役者の味の面白さ・・・

 「ほんまもん」のドラマもだんだん佳境に入ってきた。料理もさることながら、役者のもろもろの姿の面白さが見えてきた。なんといってもリハーサル風景が楽しい。

NHKテレビ「ほんまもん」制作会見
根津甚八、池脇千鶴、風吹ジュン
(読売新聞社撮影)

 特に女優さんは色とりどりに輝き方が違うので面白い。女優Nサンは、リハーサル室に入ってくるとあたり一面パッと花が咲いたように明るくなる。笑みを含んだ目でまわりを見回す。なのに気取った様子はまったくない。それに本読みの段階でキッチリ台詞(せりふ)が入っていて見事だ。自分の出番でないときも、それこそホンマモンの関西弁で気軽に歓談してくる。心地よい女優サンである。

 これとは対照的なのが女優A嬢である。本読みの時など、どこにいるのかわからないほど寡黙で静かだ。自分の存在自体消してしまいたいのではないかと思われるくらいである。が、いざ本番となると、水を得た魚のようにイキイキと、彼女の内面が泳ぎ出すのである。あの少々コミックでコケティッシュな魅力はどこに隠されていたのであろうか。

 また、幾つになっても可憐(かれん)な女優H嬢は、日常の素顔そのまんまの女性。何の気取りもてらいもなく、素直を絵に書いたような芝居をする女優である。それに芝居が丁寧で、清潔で、なんとも気持ちがいい。

 ああ、忘れてはならない人を忘れていた。我らが演歌の女王、K嬢である。多忙なのであろう、本読み、立ち稽古(けいこ)の日は現れないことがある。方言指導の女優さんが代役を務める。長い台詞を機関銃のような速さでまくし立てるシーン。「こんな長い台詞、本番だけでホンマにできるの?」私は本気で心配した。翌日、本番の日、太陽のような明るい顔で現れた我らが女王は、まさしく立て板に水であった。さすがは座長! 恐れ入りました。

NHKテレビ「ほんまもん」のロケーションから
(読売新聞社撮影)

 最後に主役のT嬢。彼女は小柄で華奢(きゃしゃ)なように見えて、タフでしっかりしたお嬢さんである。「若いのに芝居がうまいなあ、あんなに物怖(お)じせずに芝居が出来るとはどういうことなのかなぁ・・・」将来が楽しみです。

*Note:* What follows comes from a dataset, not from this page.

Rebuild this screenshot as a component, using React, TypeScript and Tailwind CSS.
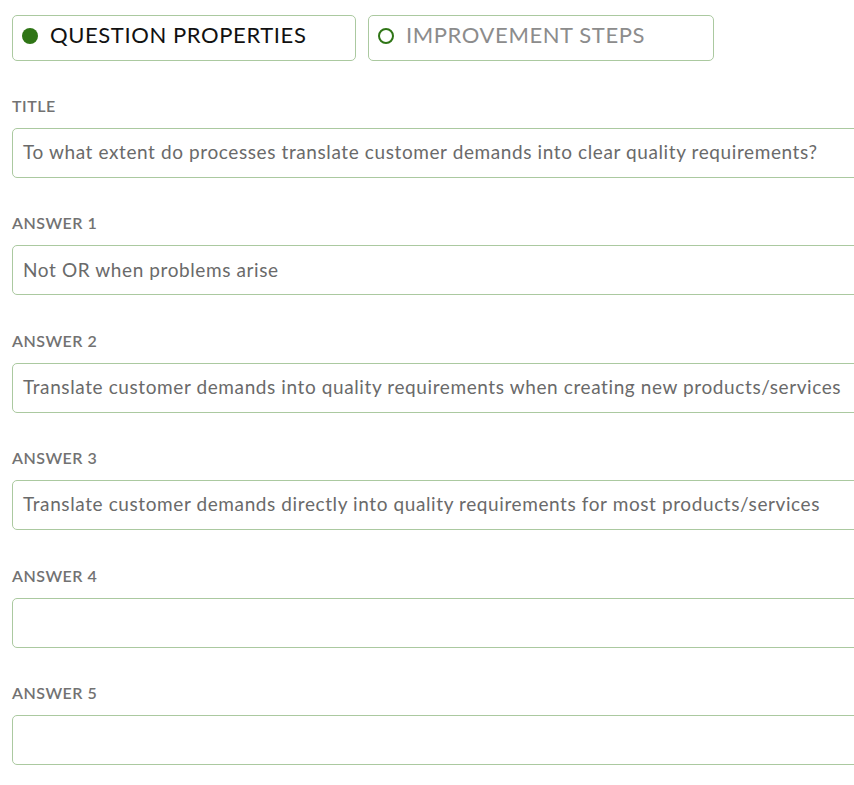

 あぁ、これだけはお話しておきたい俳優さんがいた。ベテラン俳優Sさんだ。あの重厚な演技の裏に隠し技があるとは誰も気づかない。リハーサルのちょっとした間、寸暇を惜しんで駄洒落(だじゃれ)を言ったり、おどけてその場を和ませる得意技をお持ちだ。

 撮影現場はともすれば、極度に緊張したり、ハードスケジュールからくる疲れで、とげとげしい雰囲気になる時がある。そんな時、間髪を入れずに、軽やかに、何気なく彼の裏技が出るのである。なんともチャーミングで微笑(ほほえ)ましい!

 私の出番は11週で消えたと思っていたが、まだ出てくるそうである。それも80歳のおじいさんになっているらしい・・・ありがたいことである。